Les travaux de Geneviève Asse interrogent aussi la matérialité de la peinture. Le support, la texture de la toile, les couches picturales, l’épaisseur ou la translucidité des pigments sont autant de paramètres qu’elle manipule avec précision. L’uniformisation apparente des surfaces masque en réalité un travail complexe de superpositions, d’effacements et de reprises. La couleur, et notamment la prédominance de la gamme des bleus, est envisagée non pas comme une fin expressive, mais comme un vecteur de spatialisation. Le bleu — qu’elle développe de manière empirique jusqu’à obtenir une tonalité très spécifique souvent appelée « bleu Asse » — permet de générer un espace sans profondeur représentée, mais pourtant perceptible, qui ouvre la surface picturale sans la transgresser.
Cette problématique de l’espace est centrale dans son œuvre. Il ne s’agit pas d’un espace perspectif ou illusionniste, mais d’un espace construit à partir de la surface elle-même. Chaque tableau constitue une configuration stable et autonome, dont les éléments sont en relation d’équilibre et de tension. Ce rapport à l’espace fait écho à certaines recherches menées par les artistes du Bauhaus ou de l’abstraction américaine, tout en conservant une spécificité contextuelle française : une certaine retenue formelle, une économie de moyens, et une priorité accordée à la structure du plan.
Geneviève Asse a également produit une œuvre graphique considérable, qui prolonge les mêmes principes. Ses gravures, lithographies et dessins manifestent un engagement constant dans l’analyse des relations formelles à travers des procédés de réduction et de sérialité. Son approche du papier comme champ de recherche formelle témoigne de la continuité méthodologique entre ses pratiques picturales et graphiques.
Son œuvre a été exposée régulièrement à partir des années 1960 dans les institutions françaises majeures, notamment le Musée national d’art moderne (Centre Pompidou), le Musée des Beaux-Arts de Rennes, la Bibliothèque nationale de France et le Musée d’Art Moderne de la Ville de Paris. Elle a reçu le Grand prix national de peinture en 1988 et a été élue à l’Académie des beaux-arts en 2005.

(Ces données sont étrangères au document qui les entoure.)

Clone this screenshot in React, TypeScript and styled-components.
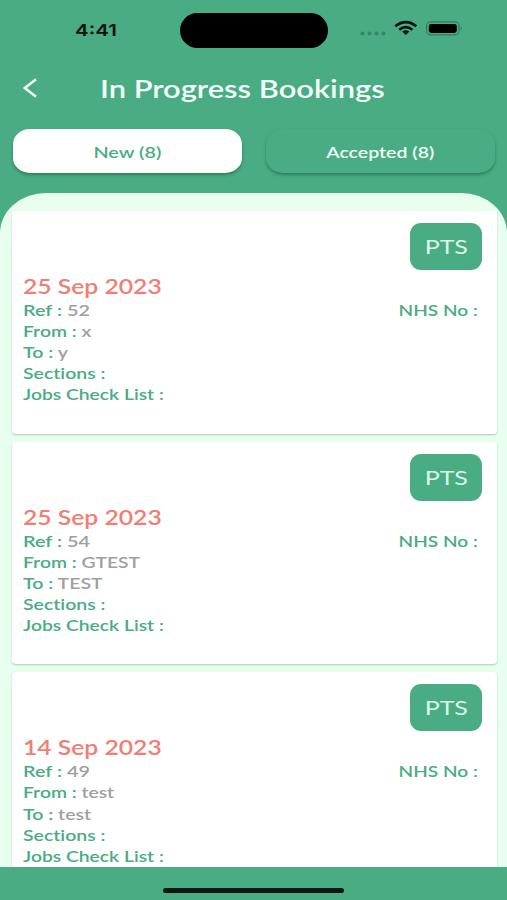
import React from "react";
import styled, { createGlobalStyle } from "styled-components";

const GREEN = "#49ac83";
const MINT = "#e8feef";

const GlobalStyle = createGlobalStyle`
  * { box-sizing: border-box; }
  body { margin: 0; background: ${GREEN}; }
`;

const Screen = styled.main`
  width: 507px;
  height: 900px;
  display: flex;
  flex-direction: column;
  overflow: hidden;
  background: ${GREEN};
  font-family: Lato, "Open Sans", sans-serif;
  font-variant-ligatures: none;
`;

const Stretch = styled.span<{ $x: number; $origin?: string }>`
  display: inline-block;
  white-space: pre;
  transform: scaleX(${(p) => p.$x});
  transform-origin: ${(p) => p.$origin ?? "left"} center;
`;

const StatusBar = styled.div`
  height: 60px;
  flex: none;
  display: grid;
  grid-template-columns: 180px 148px 1fr;
  align-items: center;
`;

const Clock = styled.time`
  padding: 0 0 1px 75px;
  font: 600 16.5px/20px Inter, sans-serif;
  color: #06130e;
`;

const Island = styled.div`
  height: 35px;
  border-radius: 18px;
  background: #000;
`;

const StatusIcons = styled.div`
  display: flex;
  align-items: center;
  padding-left: 32px;
  height: 20px;
  margin-top: -2px;
`;

const TitleBar = styled.header`
  height: 68px;
  flex: none;
  display: grid;
  grid-template-columns: 100px 1fr;
  align-items: center;
  padding-bottom: 13px;
`;

const BackButton = styled.button`
  border: 0;
  background: none;
  padding: 0 0 0 22px;
  height: 22px;
  display: flex;
`;

const Title = styled.h1`
  margin: 0;
  font-size: 25px;
  line-height: 32px;
  font-weight: 600;
  color: #f4fffa;
`;

const Tabs = styled.nav`
  flex: none;
  height: 65px;
  padding: 1px 12px 0 13px;
  display: flex;
  justify-content: space-between;
`;

const Tab = styled.button<{ $active?: boolean }>`
  width: 229px;
  height: 44px;
  border: 0;
  border-radius: 17px / 15px;
  padding: 2px 1px 0 0;
  font: 600 16px/20px Lato, sans-serif;
  background: ${(p) => (p.$active ? "#fff" : GREEN)};
  color: ${(p) => (p.$active ? GREEN : "#f0fff7")};
  box-shadow: 0 2px 3px rgba(10, 60, 38, 0.4);
`;

const Panel = styled.section`
  height: 674px;
  flex: none;
  padding: 18px 10.5px 0 11.5px;
  border-radius: 46px 46px 0 0 / 40px 40px 0 0;
  background: ${MINT};
  overflow: hidden;
`;

const Card = styled.article<{ $first?: boolean }>`
  height: 222.5px;
  margin-bottom: 8.2px;
  padding: 12px 14.5px 0 11.5px;
  border-radius: ${(p) => (p.$first ? "0 0 4px 4px" : "4px")};
  background: #fff;
  box-shadow: 0 1px 2px rgba(30, 70, 50, 0.28);
`;

const Badge = styled.div`
  width: 72px;
  height: 47px;
  margin-left: auto;
  border-radius: 11px;
  display: grid;
  place-items: center;
  padding-bottom: 1px;
  background: ${GREEN};
  color: #dcfbea;
  font-size: 20px;
  line-height: 24px;
`;

const DateText = styled.h2`
  margin: 4px 0 0;
  height: 25px;
  font-size: 20.5px;
  line-height: 25px;
  font-weight: 600;
  color: #f17e74;
`;

const Row = styled.div`
  height: 21.1px;
  display: flex;
  justify-content: space-between;
  font-size: 16px;
  line-height: 21.1px;
  font-weight: 600;
  color: ${GREEN};
`;

const Value = styled.span`
  color: #a0a0a0;
`;

const HomeArea = styled.footer`
  flex: 1;
  display: flex;
  justify-content: center;
  padding-top: 20.5px;
`;

const HomeBar = styled.div`
  width: 181px;
  height: 5px;
  border-radius: 3px;
  background: #0a1712;
`;

interface Booking {
  date: string;
  reference: string;
  from: string;
  to: string;
}

const bookings: Booking[] = [
  { date: "25 Sep 2023", reference: "52", from: "x", to: "y" },
  { date: "25 Sep 2023", reference: "54", from: "GTEST", to: "TEST" },
  { date: "14 Sep 2023", reference: "49", from: "test", to: "test" },
];

function Field({ label, value, x = 1.205 }: { label: string; value?: string; x?: number }) {
  return (
    <Stretch $x={x}>
      {label} :{value && <Value> {value}</Value>}
    </Stretch>
  );
}

function BookingCard({ booking, first }: { booking: Booking; first: boolean }) {
  return (
    <Card $first={first}>
      <Badge>
        <Stretch $x={1.25} $origin="center">PTS</Stretch>
      </Badge>
      <DateText>
        <Stretch $x={1.205}>{booking.date}</Stretch>
      </DateText>
      <Row>
        <Field label="Ref" value={booking.reference} x={1.24} />
        <Stretch $x={1.19} $origin="right">NHS No :{" "}</Stretch>
      </Row>
      <Row><Field label="From" value={booking.from} /></Row>
      <Row><Field label="To" value={booking.to} x={1.22} /></Row>
      <Row><Field label="Sections" x={1.215} /></Row>
      <Row><Field label="Jobs Check List" /></Row>
    </Card>
  );
}

export default function App() {
  return (
    <Screen>
      <GlobalStyle />
      <StatusBar>
        <Clock><Stretch $x={1.24}>4:41</Stretch></Clock>
        <Island />
        <StatusIcons>
          <svg width="106" height="20" viewBox="0 0 106 20">
            <g fill="#2f7d5d" opacity="0.8">
              <circle cx="2.5" cy="14.5" r="1.9" />
              <circle cx="9.5" cy="14.5" r="1.9" />
              <circle cx="16.5" cy="14.5" r="1.9" />
              <circle cx="23.5" cy="14.5" r="1.9" />
            </g>
            <g fill="none" stroke="#06130e" strokeWidth="2.6">
              <path d="M35.3 7.3Q45.8-1 56.3 7.3" />
              <path d="M39.2 10.8Q45.8 5.3 52.4 10.8" />
            </g>
            <path d="M42.2 12.5Q45.8 10 49.4 12.5L45.8 16Z" fill="#06130e" />
            <rect x="66.6" y="2.9" width="32.5" height="13" rx="4" fill="none" stroke="#2f7d5d" strokeWidth="1.2" />
            <rect x="68.8" y="4.9" width="28" height="9" rx="2.4" fill="#000" />
            <path d="M100.7 7.2Q103 9.4 100.7 11.6Z" fill="#2f7d5d" />
          </svg>
        </StatusIcons>
      </StatusBar>
      <TitleBar>
        <BackButton aria-label="Back">
          <svg width="18" height="22" viewBox="0 0 18 22">
            <path d="M14 2.2L2.8 11L14 19.8" fill="none" stroke="#f4fffa" strokeWidth="2.5" />
          </svg>
        </BackButton>
        <Title><Stretch $x={1.235}>In Progress Bookings</Stretch></Title>
      </TitleBar>
      <Tabs>
        <Tab $active><Stretch $x={1.24} $origin="center">New (8)</Stretch></Tab>
        <Tab><Stretch $x={1.22} $origin="center">Accepted (8)</Stretch></Tab>
      </Tabs>
      <Panel>
        {bookings.map((booking, i) => (
          <BookingCard key={booking.reference} booking={booking} first={i === 0} />
        ))}
      </Panel>
      <HomeArea><HomeBar /></HomeArea>
    </Screen>
  );
}
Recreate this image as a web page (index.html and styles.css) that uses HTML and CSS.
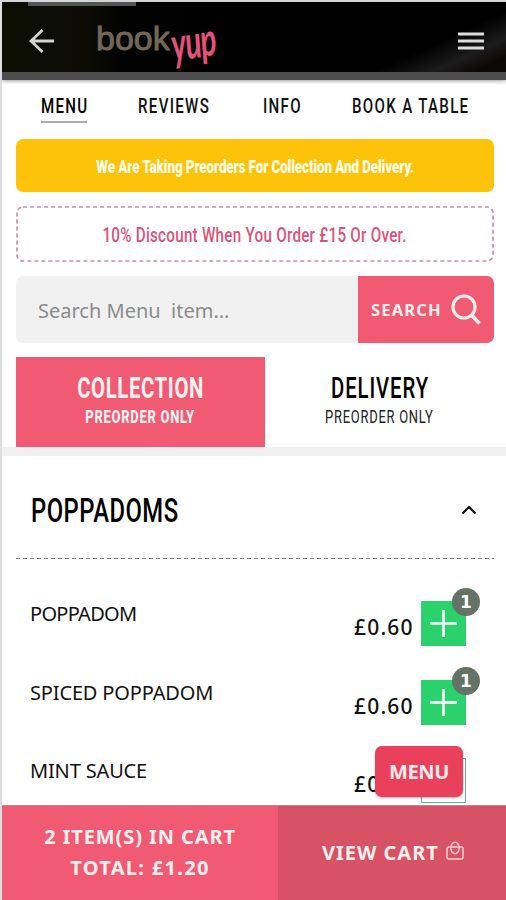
FILE: index.html
```
<!DOCTYPE html>
<html lang="en">
<head>
<meta charset="utf-8">
<title>bookyup – Menu</title>
<link rel="stylesheet" href="styles.css">
</head>
<body>
<div class="app">
  <header class="topbar">
    <svg class="back" width="26" height="26" viewBox="0 0 26 26"><path d="M25 13H2M13.500 2L2 13l11.500 11" fill="none" stroke="#d5d5d0" stroke-width="2.800"/></svg>
    <div class="logo"><span class="logo-book">book</span><span class="logo-yup">yup</span></div>
    <svg class="burger" width="26" height="18" viewBox="0 0 26 18"><path d="M0 2h26M0 9h26M0 16h26" stroke="#dcdcdc" stroke-width="3"/></svg>
  </header>
  <nav class="tabs">
    <a class="tab active"><span>MENU</span></a>
    <a class="tab"><span>REVIEWS</span></a>
    <a class="tab"><span>INFO</span></a>
    <a class="tab"><span>BOOK A TABLE</span></a>
  </nav>
  <section class="top">
    <div class="notice"><span>We Are Taking Preorders For Collection And Delivery.</span></div>
    <div class="discount"><svg class="dashes" width="478" height="56"><rect x="1" y="1" width="476" height="54" rx="6" fill="none" stroke="#cf8ba0" stroke-width="1.700" stroke-dasharray="4 3"/></svg><span>10% Discount When You Order £15 Or Over.</span></div>
    <div class="search">
      <div class="field"><span>Search Menu&nbsp; item...</span></div>
      <div class="go"><span>SEARCH</span><svg width="31" height="31" viewBox="0 0 31 31"><circle cx="14" cy="13" r="11" fill="none" stroke="#fff0ec" stroke-width="3.200"/><path d="M21.500 21l8 8.500" stroke="#fff0ec" stroke-width="3.600"/></svg></div>
    </div>
    <div class="modes">
      <div class="mode on"><span class="big">COLLECTION</span><span class="small">PREORDER ONLY</span></div>
      <div class="mode"><span class="big">DELIVERY</span><span class="small">PREORDER ONLY</span></div>
    </div>
  </section>
  <section class="list">
    <div class="heading"><h2>POPPADOMS</h2><svg width="16" height="10" viewBox="0 0 16 10"><path d="M1.500 8.500L8 2l6.500 6.500" fill="none" stroke="#111" stroke-width="2.200"/></svg></div>
    <div class="item"><span class="name tight">POPPADOM</span><span class="price">£0.60</span><div class="add"><svg width="27" height="27" viewBox="0 0 27 27"><path d="M13.500 0v27M0 13.500h27" stroke="#fff" stroke-width="2.600"/></svg><b>1</b></div></div>
    <div class="item"><span class="name">SPICED POPPADOM</span><span class="price">£0.60</span><div class="add"><svg width="27" height="27" viewBox="0 0 27 27"><path d="M13.500 0v27M0 13.500h27" stroke="#fff" stroke-width="2.600"/></svg><b>1</b></div></div>
    <div class="item"><span class="name">MINT SAUCE</span><span class="price">£0</span><div class="add outline"></div></div>
  </section>
  <a class="menu-btn">MENU</a>
  <footer class="cart">
    <div class="summary"><span>2 ITEM(S) IN CART</span><span class="total">TOTAL: £1.20</span></div>
    <div class="view"><span>VIEW CART</span><svg width="18" height="19" viewBox="0 0 18 19"><rect x="1" y="6" width="16" height="12" rx="2" fill="none" stroke="#fbcdd0" stroke-width="1.500"/><ellipse cx="9" cy="7" rx="4.200" ry="5.700" fill="none" stroke="#fbcdd0" stroke-width="1.500"/></svg></div>
  </footer>
</div>
</body>
</html>
```
FILE: styles.css
```
* { box-sizing: border-box; }
body { margin: 0; background: #fff; font-family: "Noto Sans", sans-serif; color: #111; }
span, h2 { white-space: nowrap; flex: none; }
.app { position: relative; width: 506px; height: 900px; overflow: hidden; border-left: 2px solid #dcdde0; border-top: 2px solid #d4d5d6; display: flex; flex-direction: column; }

.topbar { height: 78px; flex: none; display: flex; align-items: center; padding: 0 22px 0 27px; border-bottom: 8px solid #4d4d4d;
  background: linear-gradient(#555, #555) 26px 0 / 108px 4px no-repeat, linear-gradient(155deg, transparent 60%, #1c1c1c 78%, #0c0806 90%) 100% 0 / 180px 70px no-repeat, linear-gradient(90deg, #0c0e03 0, #0c0c05 17%, #020202 24%, #000 100%);
  background-clip: padding-box; box-shadow: 0 1px 4px rgba(0,0,0,.4); }
.back { margin-top: 8px; flex: none; }
.logo { display: flex; align-items: center; margin-left: 41px; width: 125px; height: 50px; margin-top: 8px; }
.logo-book { width: 75px; font: 34px/50px "Liberation Sans", sans-serif; color: #736857; -webkit-text-stroke: .9px #736857; position: relative; top: -3px; }
.logo-yup { font: italic 700 34px/50px Lato, sans-serif; color: #e3527a; transform: translateY(3px) rotate(-9deg) scale(.88, 1.35); transform-origin: left center; letter-spacing: -1px; }
.burger { margin-left: auto; margin-top: 8px; flex: none; }

.tabs { height: 59px; flex: none; display: grid; grid-template-columns: 97px 125px 89px 120px; padding: 12px 0 0 39px; font: 500 20.500px/28px Roboto, sans-serif; letter-spacing: 1.800px; }
.tab { height: 31px; }
.tab span { display: inline-block; transform: scaleX(.735); transform-origin: left; }
.active { width: 46px; border-bottom: 2px solid #aaa; color: #000; }

.top { padding: 0 12px 0 14px; height: 308px; flex: none; }
.notice, .discount { display: flex; align-items: center; justify-content: center; border-radius: 7px; font-family: Roboto, sans-serif; }
.notice { height: 53px; background: #fdc20a; color: #fffbe9; font-weight: 900; font-size: 18.500px; letter-spacing: -.150px; padding-top: 3px; }
.notice span { transform: scaleX(.728); }
.discount { position: relative; height: 56px; margin-top: 14px; color: #dc5378; font-weight: 500; font-size: 20.500px; letter-spacing: .370px; padding-top: 1px; }
.discount span { transform: scaleX(.74); }
.dashes { position: absolute; left: 0; top: 0; }
.search { display: flex; height: 67px; margin-top: 14px; border-radius: 7px; overflow: hidden; }
.field { width: 342px; background: #f1f1f1; padding: 2px 0 0 22px; display: flex; align-items: center; font-size: 20px; color: #8b8b8b; }
.go { flex: 1; background: #f05a73; color: #fff0ec; display: flex; align-items: center; justify-content: space-between; padding: 0 13px; font-weight: 700; font-size: 16.500px; letter-spacing: 1.150px; }
.modes { display: flex; margin-top: 14px; height: 90px; font-family: Roboto, sans-serif; }
.mode { width: 249px; padding-top: 15px; display: flex; flex-direction: column; align-items: center; }
.mode + .mode { width: 229px; }
.mode .big { transform: scaleX(.7); }
.mode .small { transform: scaleX(.74); }
.big { font-size: 29px; line-height: 33px; letter-spacing: 1.300px; font-weight: 500; color: #000; }
.small { font-size: 17.500px; line-height: 25px; letter-spacing: 1px; color: #222; }
.on { background: #f05a73; }
.on .big { font-weight: 700; letter-spacing: .900px; color: #fff2f0; }
.on .small { font-weight: 800; color: #fff2f0; }

.list { border-top: 9px solid #f0f0f1; padding: 0 12px 0 14px; }
.heading { height: 103px; display: flex; justify-content: space-between; align-items: center; padding: 5px 17px 0 15px; background: repeating-linear-gradient(90deg, #777 0 4px, transparent 4px 7px) 0 100% / 100% 1.500px no-repeat; }
h2 { margin: 0; font: 500 34px/40px Roboto, sans-serif; letter-spacing: .700px; color: #000; transform: scaleX(.7); transform-origin: left; }
.item { display: flex; height: 78.500px; align-items: flex-start; padding-left: 14px; position: relative; top: 42px; }
.name { width: 324px; font-size: 20px; line-height: 26px; letter-spacing: -.150px; }
.tight { letter-spacing: -.700px; }
.price { width: 67px; font-size: 21px; line-height: 26px; font-weight: 500; letter-spacing: 1.200px; padding-top: 13px; }
.add { position: relative; width: 45px; height: 45px; background: #2ad16c; display: flex; align-items: center; justify-content: center; }
.outline { background: none; border: 1px solid #58b691; }
.add b { position: absolute; right: -14px; top: -13px; width: 28px; height: 28px; border-radius: 50%; background: #647366; color: #fff; font: 700 17px/29px "DejaVu Sans", sans-serif; text-align: center; }

.menu-btn { position: absolute; left: 373px; top: 744px; width: 88px; height: 51px; border-radius: 7px; background: #e9415b; color: #ffecec; font-weight: 700; font-size: 20px; line-height: 51px; text-align: center; letter-spacing: -.400px; box-shadow: 0 1px 2px rgba(0,0,0,.3); }
.cart { position: absolute; left: 0; right: 0; bottom: 0; height: 95px; display: flex; color: #fff0ee; font-weight: 700; font-size: 20px; line-height: 31px; border-top: 1px solid #c9808c; }
.summary { width: 276px; background: #f05a73; display: flex; flex-direction: column; align-items: center; padding-top: 15px; letter-spacing: .900px; }
.total { letter-spacing: 1.300px; }
.view { flex: 1; background: #d75264; display: flex; align-items: flex-start; padding: 31px 0 0 44px; letter-spacing: 1px; }
.view svg { margin: 4px 0 0 7px; }
```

Geneviève Asse s’inscrit dans une tradition discrète mais persistante de la peinture abstraite européenne, où la géométrie n’est pas un système de codification, mais un outil opératoire de réduction, d’organisation et de construction. Par l’extrême cohérence de sa démarche, elle a contribué à redéfinir les enjeux contemporains de l’abstraction picturale : non plus comme système idéologique ou comme manifestation expressive, mais comme champ de réflexion plastique sur les conditions mêmes de la représentation, de la perception et de la spatialisation.